Oxygen Therapy and Oxygen Concentrator Usage for Babies and Infants

Sometimes babies require help in receiving more oxygen, so they can grow and thrive. Often times, a condition like this will only last for a few months, to the first few years of their life. A baby can be born with a heart or lung complication that makes it more difficult for them to bring in enough oxygen, or distribute it throughout their body the way it needs to be.

You might find it necessary to have to leave the house with your child, while he or she is using their oxygen therapy. In this case, the right portable oxygen concentrator might be what you need. Such a portable model would need to offer the right dosage setting, and not be too heavy for you to transport, along with your child.

The air around us only contains 21% oxygen. For someone who cannot inspire enough oxygen or someone with circulatory or cardiovascular problems, this won't be enough to be able to get enough oxygen to the cells of the body. If a baby can't get enough oxygen, the major organs will begin to suffer, and it would eventually lead to death.

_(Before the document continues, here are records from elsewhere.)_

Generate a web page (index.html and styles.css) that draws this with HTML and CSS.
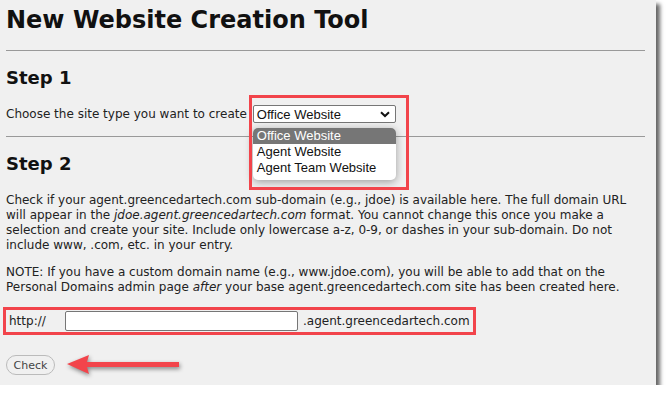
FILE: index.html
```html
<!DOCTYPE html>
<html lang="en">
<head>
    <meta charset="UTF-8">
    <meta name="viewport" content="width=device-width, initial-scale=1.0">
    <title>New Website Creation Tool</title>
    <link rel="stylesheet" href="styles.css">
</head>
<body>

    <div class="page">
        <h1>New Website Creation Tool</h1>
        <hr>

        <!-- Step 1 -->
        <h2>Step 1</h2>
        <div class="row">
            <span>Choose the site type you want to create</span>
            <div class="select-wrap">
                <div class="select">
                    <span>Office Website</span>
                    <svg width="10" height="7" viewBox="0 0 10 7"><path d="M1 1.2 L5 5 L9 1.2" fill="none" stroke="#111" stroke-width="2"/></svg>
                </div>
                <div class="select-list">
                    <div class="option selected">Office Website</div>
                    <div class="option">Agent Website</div>
                    <div class="option">Agent Team Website</div>
                </div>
                <div class="callout"></div>
            </div>
        </div>
        <hr>

        <!-- Step 2 -->
        <h2 class="step2">Step 2</h2>
        <p>Check if your agent.greencedartech.com sub-domain (e.g., jdoe) is available here. The full domain URL will appear in the <i>jdoe.agent.greencedartech.com</i> format. You cannot change this once you make a selection and create your site. Include only lowercase a-z, 0-9, or dashes in your sub-domain. Do not include www, .com, etc. in your entry.</p>
        <p>NOTE: If you have a custom domain name (e.g., www.jdoe.com), you will be able to add that on the Personal Domains admin page <i>after</i> your base agent.greencedartech.com site has been created here.</p>

        <div class="domain-row">
            <span class="prefix">http://</span>
            <input type="text" class="domain-input">
            <span class="suffix">.agent.greencedartech.com</span>
        </div>

        <div class="check-row">
            <button class="check-btn">Check</button>
            <svg class="arrow" width="120" height="26" viewBox="0 0 120 26">
                <path d="M2 12 L24 3 L22 10 L114 10 L114 15 L22 15 L24 22 Z" fill="#f2444b"/>
            </svg>
        </div>
    </div>

</body>
</html>
```

FILE: styles.css
```css
body {
    margin: 0;
    background-color: #fff;
    font-family: "DejaVu Sans", Verdana, sans-serif;
    font-size: 12px;
    color: #222;
}

.page {
    width: 656px;
    height: 385px;
    box-sizing: border-box;
    padding: 0 11px 0 6px;
    background-color: #f0f0f0;
    box-shadow: 4px 4px 4px rgba(0,0,0,0.6);
    overflow: hidden;
}

h1 {
    margin: 0;
    padding-top: 5px;
    font-size: 24px;
    line-height: 30px;
    color: #111;
}

hr {
    border: none;
    border-top: 1px solid #999;
    margin: 0;
}

.page > hr:first-of-type {
    margin-top: 15px;
}

h2 {
    margin: 16px 0 16px 0;
    font-size: 18px;
    line-height: 22px;
    color: #111;
}

h2.step2 {
    margin: 16px 0 18px 0;
}

.row {
    display: flex;
    align-items: center;
    gap: 6px;
    margin-bottom: 13px;
}

.select-wrap {
    position: relative;
}

.select {
    display: flex;
    align-items: center;
    justify-content: space-between;
    width: 143px;
    height: 18px;
    box-sizing: border-box;
    padding: 0 5px 0 3px;
    background-color: #fff;
    border: 1px solid #767676;
    border-radius: 2px;
    font-family: "Liberation Sans", Arial, sans-serif;
    font-size: 13px;
    color: #111;
}

.select-list {
    position: absolute;
    left: 0;
    top: 23px;
    width: 143px;
    padding-bottom: 4px;
    background-color: #fff;
    border-radius: 5px;
    overflow: hidden;
    box-shadow: 0px 2px 8px 0px rgba(0,0,0,0.35);
    font-family: "Liberation Sans", Arial, sans-serif;
    font-size: 13px;
    color: #111;
    z-index: 2;
}

.option {
    padding: 0 4px;
    line-height: 16px;
}

.option.selected {
    background-color: #767676;
    color: #fff;
}

/* red annotation box round the select */
.callout {
    position: absolute;
    left: -4px;
    top: -10px;
    width: 154px;
    height: 89px;
    border: 3px solid #f2444b;
    z-index: 3;
}

p {
    margin: 0 0 12px 0;
    line-height: 15px;
    color: #222;
}

.domain-row {
    display: flex;
    align-items: center;
    width: 464px;
    height: 22px;
    margin: 8px 0 0 -3px;
    padding: 0 0 0 3px;
    border: 3px solid #f2444b;
}

.prefix {
    width: 56px;
}

.domain-input {
    width: 233px;
    height: 20px;
    box-sizing: border-box;
    margin: 0;
    border: 1px solid #767676;
    border-radius: 2px;
    background-color: #fff;
    padding: 0;
}

.suffix {
    margin-left: 5px;
}

.check-row {
    display: flex;
    align-items: center;
    gap: 10px;
    margin-top: 17px;
}

.check-btn {
    width: 49px;
    height: 20px;
    padding: 0;
    font-family: "DejaVu Sans", Verdana, sans-serif;
    font-size: 11px;
    color: #444;
    background-color: #f0f0f0;
    border: 1px solid #bbb;
    border-radius: 10px;
}

.arrow {
    filter: drop-shadow(1px 2px 2px rgba(0,0,0,0.45));
}
```
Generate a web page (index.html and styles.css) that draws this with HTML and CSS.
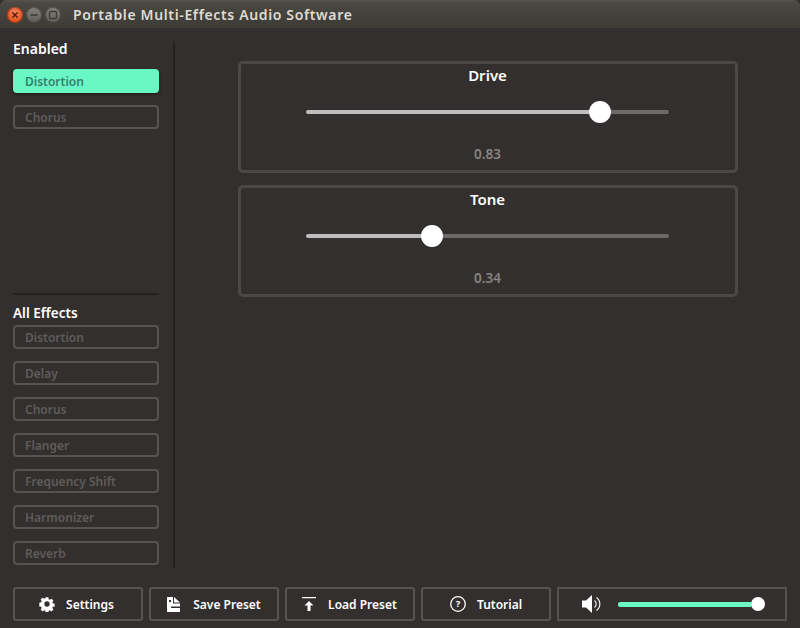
FILE: index.html
```html
<!DOCTYPE html>
<html lang="en">
<head>
<meta charset="utf-8">
<title>Portable Multi-Effects Audio Software</title>
<link rel="stylesheet" href="styles.css">
</head>
<body>
<div class="window">
  <header class="titlebar">
    <div class="controls">
      <span class="ctl ctl-close"><svg viewBox="0 0 10 10" width="10" height="10"><path d="M2.500 2.500l5 5M7.500 2.500l-5 5" stroke="#5a1c08" stroke-width="1.500"/></svg></span>
      <span class="ctl ctl-other"><svg viewBox="0 0 10 10" width="10" height="10"><path d="M1.500 5h7" stroke="#3c3b37" stroke-width="1.600"/></svg></span>
      <span class="ctl ctl-other"><svg viewBox="0 0 10 10" width="10" height="10"><rect x="1.500" y="1.500" width="7" height="7" rx="1" fill="none" stroke="#3c3b37" stroke-width="1.300"/></svg></span>
    </div>
    <span class="title">Portable Multi-Effects Audio Software</span>
  </header>
  <main class="main">
    <aside class="sidebar">
      <section class="enabled">
        <h2 class="heading">Enabled</h2>
        <div class="stack">
          <button class="effect effect-on">Distortion</button>
          <button class="effect">Chorus</button>
        </div>
      </section>
      <section class="all">
        <h2 class="heading heading-all">All Effects</h2>
        <div class="stack">
          <button class="effect">Distortion</button>
          <button class="effect">Delay</button>
          <button class="effect">Chorus</button>
          <button class="effect">Flanger</button>
          <button class="effect">Frequency Shift</button>
          <button class="effect">Harmonizer</button>
          <button class="effect">Reverb</button>
        </div>
      </section>
    </aside>
    <section class="content">
      <div class="panel">
        <div class="panel-title">Drive</div>
        <div class="slider"><div class="fill" style="width:78%"></div><div class="thumb"></div><div class="rest"></div></div>
        <div class="value">0.83</div>
      </div>
      <div class="panel">
        <div class="panel-title">Tone</div>
        <div class="slider"><div class="fill" style="width:31.700%"></div><div class="thumb"></div><div class="rest"></div></div>
        <div class="value">0.34</div>
      </div>
    </section>
  </main>
  <footer class="footer">
    <button class="action action-settings">
      <svg class="icon" viewBox="0 0 16 16" width="16" height="16"><path fill="#fff" fill-rule="evenodd" d="M6.600 1h2.800l.4 2 1.200.5 1.700-1.100 2 2-1.100 1.700.5 1.200 2 .4v2.800l-2 .4-.5 1.200 1.100 1.700-2 2-1.700-1.100-1.200.5-.4 2H6.600l-.4-2-1.200-.5-1.700 1.100-2-2 1.100-1.700-.5-1.200-2-.4V6.600l2-.4.5-1.200L1.300 3.300l2-2L5 2.500l1.200-.5zM8 5.200a2.800 2.800 0 1 0 0 5.600 2.800 2.800 0 0 0 0-5.600z" transform="translate(.4 .4) scale(.95)"/></svg>
      <span>Settings</span>
    </button>
    <button class="action action-save">
      <svg class="icon" viewBox="0 0 13 15" width="13" height="15"><path fill="#fff" fill-rule="evenodd" d="M0 0h6v6.500h7V15H0zM2 3v2h2V3zM4 9.500V11h9V9.500z"/><path fill="#fff" d="M7 0l6 5.500H7z"/></svg>
      <span>Save Preset</span>
    </button>
    <button class="action">
      <svg class="icon" viewBox="0 0 16 16" width="16" height="16"><path fill="#fff" d="M1 1h14v1.300H1zM8 5l4.500 4.500H9.500V15h-3V9.500H3.500z"/></svg>
      <span>Load Preset</span>
    </button>
    <button class="action action-tutorial">
      <svg class="icon" viewBox="0 0 16 16" width="16" height="16"><circle cx="8" cy="8" r="7.300" fill="none" stroke="#fff" stroke-width="1.300"/><text x="8" y="11.300" text-anchor="middle" class="qmark">?</text></svg>
      <span>Tutorial</span>
    </button>
    <div class="volume">
      <svg class="speaker" viewBox="0 0 20 18" width="20" height="18"><path fill="#fff" d="M0 5.500h4L10 0v18l-6-5.500H0z"/><path fill="none" stroke="#fff" stroke-width="1.100" d="M12.500 5.500a4.500 4.500 0 0 1 0 7M14.500 2.500a8 8 0 0 1 0 13"/></svg>
      <div class="vol-slider"><div class="vol-fill"></div><div class="thumb thumb-small"></div></div>
    </div>
  </footer>
</div>
</body>
</html>
```
FILE: styles.css
```css
* { box-sizing: border-box; }
html, body { margin: 0; padding: 0; }
body { width: 800px; height: 628px; overflow: hidden; background: #332f2e; font-family: "Noto Sans", "Open Sans", sans-serif; }
.window { width: 800px; height: 628px; display: flex; flex-direction: column; }
.titlebar { height: 28px; flex: none; display: flex; align-items: center; padding: 2px 0 0 7px; background: linear-gradient(#57544d 0, #4a4842 3px, #3d3b36 100%); border-radius: 6px 6px 0 0; }
.controls { display: flex; gap: 3px; width: 66px; }
.ctl { width: 16px; height: 16px; border-radius: 50%; display: flex; align-items: center; justify-content: center; }
.ctl-close { background: radial-gradient(circle at 50% 35%, #f58560, #e2501c 70%); box-shadow: inset 0 0 0 1px rgba(90,40,20,.5); }
.ctl-other { background: linear-gradient(#85827a, #5f5d56); box-shadow: inset 0 0 0 1px rgba(40,38,34,.5); }
.title { color: #dfdbd2; font-family: "Noto Sans", sans-serif; font-size: 14px; font-weight: 600; letter-spacing: .64px; line-height: 26px; }
.main { flex: 1; min-height: 0; display: flex; padding-top: 13px; }
.sidebar { width: 175px; height: 527px; padding: 0 15px 3px 13px; border-right: 2px solid #242120; display: flex; flex-direction: column; justify-content: space-between; }
.enabled { height: 254px; border-bottom: 2px solid #242120; width: 146px; }
.heading { margin: 0; color: #fff; font-size: 14px; font-weight: 600; line-height: 16px; height: 28px; }
.heading-all { height: 21px; font-size: 13.500px; line-height: 18px; }
.stack { display: flex; flex-direction: column; gap: 12px; }
.effect { width: 146px; height: 24px; padding: 1px 0 0 10px; text-align: left; background: transparent; border: 2px solid #565453; border-radius: 4px; color: #5f5c5b; font: 600 12px/20px "Noto Sans", sans-serif; }
.effect-on { background: #69f7c5; border: 0; color: #35806c; padding-left: 12px; box-shadow: 0 1px 3px rgba(0,0,0,.5); }
.all { width: 146px; }
.content { flex: 1; display: flex; flex-direction: column; align-items: center; gap: 12px; padding-top: 20px; }
.panel { width: 500px; height: 112px; border: 3px solid #4b4948; border-radius: 5px; display: flex; flex-direction: column; align-items: center; padding-top: 1px; }
.panel-title { color: #fff; font-size: 15px; font-weight: 600; line-height: 20px; }
.slider { position: relative; width: 363px; height: 22px; margin-top: 16px; display: flex; align-items: center; }
.fill { height: 4px; background: #bdbdbd; border-radius: 2px 0 0 2px; }
.rest { flex: 1; height: 4px; background: #6c6a69; border-radius: 0 2px 2px 0; }
.thumb { flex: none; width: 22px; height: 22px; border-radius: 50%; background: #fff; }
.value { color: #868382; font-size: 13.500px; font-weight: 600; line-height: 18px; margin-top: 22px; }
.footer { flex: none; height: 41px; display: flex; gap: 6px; padding-left: 13px; padding-bottom: 7px; }
.action { width: 130px; height: 34px; background: transparent; border: 2px solid #565453; border-radius: 3px; color: #fff; font: 600 12px/20px "Noto Sans", sans-serif; display: flex; align-items: center; justify-content: center; gap: 11px; padding: 0 2px 0 0; }
.action span { position: relative; top: 1px; }
.action-settings { padding-right: 3px; }
.action-save { gap: 13px; padding-right: 0; }
.action-tutorial { padding-right: 0; }
.icon { flex: none; }
.qmark { fill: #fff; font: 700 9.500px "Noto Sans", sans-serif; }
.volume { width: 230px; height: 34px; border: 2px solid #565453; display: flex; align-items: center; padding-left: 23px; gap: 16px; }
.speaker { flex: none; }
.vol-slider { display: flex; align-items: center; width: 147px; height: 14px; }
.vol-fill { flex: 1; height: 5px; background: #69f7c5; border-radius: 2px 0 0 2px; }
.thumb-small { width: 14px; height: 14px; }
```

While using medical grade oxygen therapy, the oxygen delivered would be filtered to a much higher purity, such as 90% or more. This higher purity ensures that the right amount of oxygen can be distributed throughout the body, even though the same amount of air is being breathed in.

Oxygen Methods for Babies

Babies who can breathe on their own have the options of using an oxygen tent or a nasal cannula with an oxygen concentrator set at a low dose. A CPAP machine might be necessary if they baby needs a little help with breathing on his or her own. CPAP stands for continuous positive air pressure, which means the air being pushed through gently helps to keep the airways open. You should never change the prescribed dosage for oxygen therapy, unless instructed by a doctor, because too much oxygen can actually be harmful.

If a baby needs oxygen therapy and can use up to .5 LPM equivalent of oxygen, there are some portable oxygen concentrators that offer a dose that won't be too much for him or her. The Respironics SimplyGo will go as low as 0.5 LPM (liters per minute) of continuous flow oxygen, and 12 ml/min (milliliters per minute) of pulse dose oxygen. Continuous flow means the flow of oxygen never stops, while pulse dose is delivered in pulses.

The SimplyGo is a good example, because it weighs just 10 lbs, and is easy to carry around via a carry bag, which you can strap to the baby's stroller. Other portable oxygen concentrators that are lightweight and offer a very small dose of oxygen, is the AirSep Focus, the AirSep Freestyle 3 and the Freestyle 5. All of these portable models offer very low doses, and are less than 5 lbs. You will need to get a prescription from your baby's doctor before purchasing a portable oxygen concentrator for them.